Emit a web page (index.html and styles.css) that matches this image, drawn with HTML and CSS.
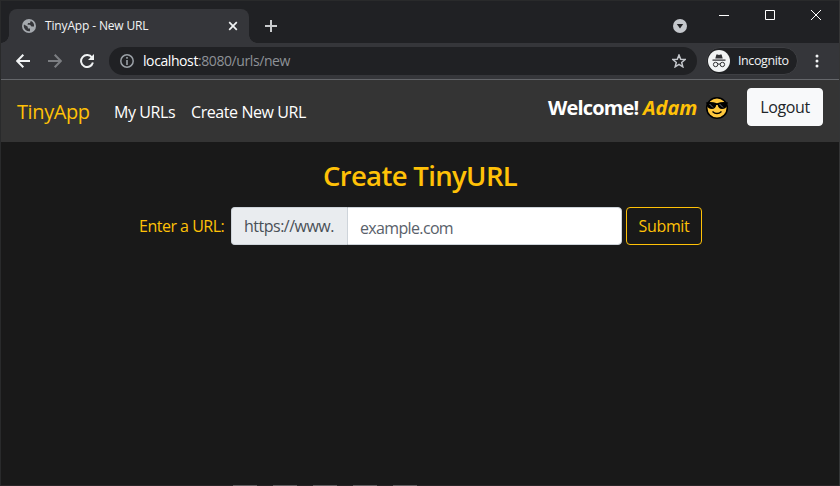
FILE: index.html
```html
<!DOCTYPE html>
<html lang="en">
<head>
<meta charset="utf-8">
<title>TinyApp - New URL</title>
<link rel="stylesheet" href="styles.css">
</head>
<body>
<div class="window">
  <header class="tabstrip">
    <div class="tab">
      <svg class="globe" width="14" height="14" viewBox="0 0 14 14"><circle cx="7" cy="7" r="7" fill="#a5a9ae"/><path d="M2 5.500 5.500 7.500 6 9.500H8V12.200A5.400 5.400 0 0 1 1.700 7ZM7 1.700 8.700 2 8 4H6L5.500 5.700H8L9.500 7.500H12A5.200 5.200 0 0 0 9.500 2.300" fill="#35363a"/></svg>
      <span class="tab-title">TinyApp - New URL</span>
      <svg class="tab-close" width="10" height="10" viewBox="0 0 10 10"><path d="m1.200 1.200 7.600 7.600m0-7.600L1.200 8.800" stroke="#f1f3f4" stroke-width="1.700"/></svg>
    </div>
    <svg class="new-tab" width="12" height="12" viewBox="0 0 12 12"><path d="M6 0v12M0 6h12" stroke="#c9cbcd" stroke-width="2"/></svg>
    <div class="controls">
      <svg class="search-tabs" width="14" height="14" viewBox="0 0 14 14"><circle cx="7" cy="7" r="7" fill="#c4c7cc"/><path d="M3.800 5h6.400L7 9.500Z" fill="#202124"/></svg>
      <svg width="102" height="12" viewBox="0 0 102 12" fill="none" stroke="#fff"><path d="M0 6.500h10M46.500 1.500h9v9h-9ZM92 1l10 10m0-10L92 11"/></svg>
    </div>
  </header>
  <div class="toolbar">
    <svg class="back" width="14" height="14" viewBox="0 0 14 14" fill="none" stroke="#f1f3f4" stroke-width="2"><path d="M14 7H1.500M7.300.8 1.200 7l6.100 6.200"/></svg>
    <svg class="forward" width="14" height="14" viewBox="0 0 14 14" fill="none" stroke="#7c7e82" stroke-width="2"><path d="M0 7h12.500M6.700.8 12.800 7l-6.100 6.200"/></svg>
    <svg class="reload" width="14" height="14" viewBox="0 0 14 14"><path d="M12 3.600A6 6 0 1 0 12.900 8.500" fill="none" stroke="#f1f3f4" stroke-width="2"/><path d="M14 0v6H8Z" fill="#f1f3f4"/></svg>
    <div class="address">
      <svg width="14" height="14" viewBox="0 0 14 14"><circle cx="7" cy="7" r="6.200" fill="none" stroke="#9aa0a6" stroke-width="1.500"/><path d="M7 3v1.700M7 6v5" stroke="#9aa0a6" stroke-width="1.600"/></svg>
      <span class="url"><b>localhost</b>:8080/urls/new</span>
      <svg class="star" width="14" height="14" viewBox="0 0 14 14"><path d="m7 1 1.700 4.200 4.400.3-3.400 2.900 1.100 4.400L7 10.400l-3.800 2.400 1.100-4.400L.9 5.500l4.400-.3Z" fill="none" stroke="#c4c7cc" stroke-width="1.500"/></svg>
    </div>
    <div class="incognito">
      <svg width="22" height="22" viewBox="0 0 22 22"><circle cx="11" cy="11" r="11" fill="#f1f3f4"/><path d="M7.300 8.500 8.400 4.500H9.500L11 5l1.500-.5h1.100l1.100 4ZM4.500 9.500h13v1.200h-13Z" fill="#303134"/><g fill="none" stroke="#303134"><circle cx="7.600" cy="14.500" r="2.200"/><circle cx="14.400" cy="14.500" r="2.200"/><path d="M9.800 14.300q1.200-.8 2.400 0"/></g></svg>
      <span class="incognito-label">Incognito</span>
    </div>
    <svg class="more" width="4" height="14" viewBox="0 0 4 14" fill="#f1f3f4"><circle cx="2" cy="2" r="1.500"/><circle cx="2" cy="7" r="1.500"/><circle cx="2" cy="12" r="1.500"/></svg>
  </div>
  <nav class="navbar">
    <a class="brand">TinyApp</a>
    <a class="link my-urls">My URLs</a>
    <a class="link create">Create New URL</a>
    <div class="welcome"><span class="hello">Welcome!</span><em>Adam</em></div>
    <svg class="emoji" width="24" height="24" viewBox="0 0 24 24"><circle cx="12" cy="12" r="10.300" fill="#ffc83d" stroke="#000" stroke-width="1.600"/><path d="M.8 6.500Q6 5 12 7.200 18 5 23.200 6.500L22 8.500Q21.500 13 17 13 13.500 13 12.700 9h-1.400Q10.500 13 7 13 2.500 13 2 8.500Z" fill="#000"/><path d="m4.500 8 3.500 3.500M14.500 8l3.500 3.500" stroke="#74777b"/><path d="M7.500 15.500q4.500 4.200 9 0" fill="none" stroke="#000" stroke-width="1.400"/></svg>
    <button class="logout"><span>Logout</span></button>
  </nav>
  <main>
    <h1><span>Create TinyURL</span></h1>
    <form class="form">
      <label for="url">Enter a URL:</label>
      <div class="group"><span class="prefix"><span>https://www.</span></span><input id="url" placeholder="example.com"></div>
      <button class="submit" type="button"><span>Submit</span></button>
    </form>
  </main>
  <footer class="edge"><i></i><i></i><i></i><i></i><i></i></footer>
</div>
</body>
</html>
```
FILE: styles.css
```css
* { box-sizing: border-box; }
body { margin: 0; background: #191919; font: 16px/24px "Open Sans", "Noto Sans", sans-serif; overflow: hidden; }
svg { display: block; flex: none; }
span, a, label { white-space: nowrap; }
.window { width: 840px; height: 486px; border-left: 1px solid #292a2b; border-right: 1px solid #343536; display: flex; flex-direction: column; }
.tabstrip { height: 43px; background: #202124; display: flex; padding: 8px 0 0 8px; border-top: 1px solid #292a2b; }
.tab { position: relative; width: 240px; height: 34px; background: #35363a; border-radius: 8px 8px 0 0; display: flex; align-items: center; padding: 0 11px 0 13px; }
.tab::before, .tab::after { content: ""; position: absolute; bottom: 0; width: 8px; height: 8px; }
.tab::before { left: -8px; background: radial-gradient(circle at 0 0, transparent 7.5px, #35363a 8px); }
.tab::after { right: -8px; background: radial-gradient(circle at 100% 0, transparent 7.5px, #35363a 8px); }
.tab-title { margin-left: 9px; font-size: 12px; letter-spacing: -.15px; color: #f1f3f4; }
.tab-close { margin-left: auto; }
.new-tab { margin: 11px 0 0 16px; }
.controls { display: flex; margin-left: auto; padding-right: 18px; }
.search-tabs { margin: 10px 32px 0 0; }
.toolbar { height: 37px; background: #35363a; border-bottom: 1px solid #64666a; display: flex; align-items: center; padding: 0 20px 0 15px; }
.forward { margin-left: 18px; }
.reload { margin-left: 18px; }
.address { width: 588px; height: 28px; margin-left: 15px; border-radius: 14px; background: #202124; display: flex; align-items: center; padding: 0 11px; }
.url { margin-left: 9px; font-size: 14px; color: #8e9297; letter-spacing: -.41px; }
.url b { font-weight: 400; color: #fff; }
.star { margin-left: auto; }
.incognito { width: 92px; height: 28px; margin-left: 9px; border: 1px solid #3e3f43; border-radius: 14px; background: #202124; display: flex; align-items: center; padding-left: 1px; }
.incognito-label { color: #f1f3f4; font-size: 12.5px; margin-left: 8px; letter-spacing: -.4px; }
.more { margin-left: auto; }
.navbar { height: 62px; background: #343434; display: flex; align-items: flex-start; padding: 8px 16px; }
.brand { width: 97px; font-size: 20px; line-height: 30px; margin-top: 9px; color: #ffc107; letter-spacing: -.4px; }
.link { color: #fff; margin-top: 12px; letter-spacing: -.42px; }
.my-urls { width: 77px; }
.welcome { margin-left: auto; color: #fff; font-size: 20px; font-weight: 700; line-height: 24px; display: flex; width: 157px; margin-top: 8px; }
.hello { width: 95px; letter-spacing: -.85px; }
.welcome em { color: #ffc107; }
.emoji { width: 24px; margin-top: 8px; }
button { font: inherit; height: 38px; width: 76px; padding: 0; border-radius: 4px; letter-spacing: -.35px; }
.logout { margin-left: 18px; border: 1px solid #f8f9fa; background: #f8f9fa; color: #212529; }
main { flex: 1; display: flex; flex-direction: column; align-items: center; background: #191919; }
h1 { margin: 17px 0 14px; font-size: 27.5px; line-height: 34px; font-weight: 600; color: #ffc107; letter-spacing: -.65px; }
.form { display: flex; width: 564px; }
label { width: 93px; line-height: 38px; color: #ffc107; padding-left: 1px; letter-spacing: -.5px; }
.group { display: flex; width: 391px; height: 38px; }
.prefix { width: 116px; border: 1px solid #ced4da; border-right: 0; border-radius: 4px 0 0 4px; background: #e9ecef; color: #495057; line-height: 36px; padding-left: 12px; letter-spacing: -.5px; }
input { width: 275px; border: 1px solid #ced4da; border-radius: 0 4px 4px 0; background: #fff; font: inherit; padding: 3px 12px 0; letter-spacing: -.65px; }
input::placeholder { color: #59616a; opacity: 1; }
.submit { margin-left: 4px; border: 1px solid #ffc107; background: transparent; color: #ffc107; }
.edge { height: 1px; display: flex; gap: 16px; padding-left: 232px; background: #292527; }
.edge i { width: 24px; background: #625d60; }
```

• • • • • • •

Exercise details:
Read the data above. Pull out each line in which the string "index" appears.

Expected output:
Emit a web page (index.html and styles.css) that matches this image, drawn with HTML and CSS.
FILE: index.html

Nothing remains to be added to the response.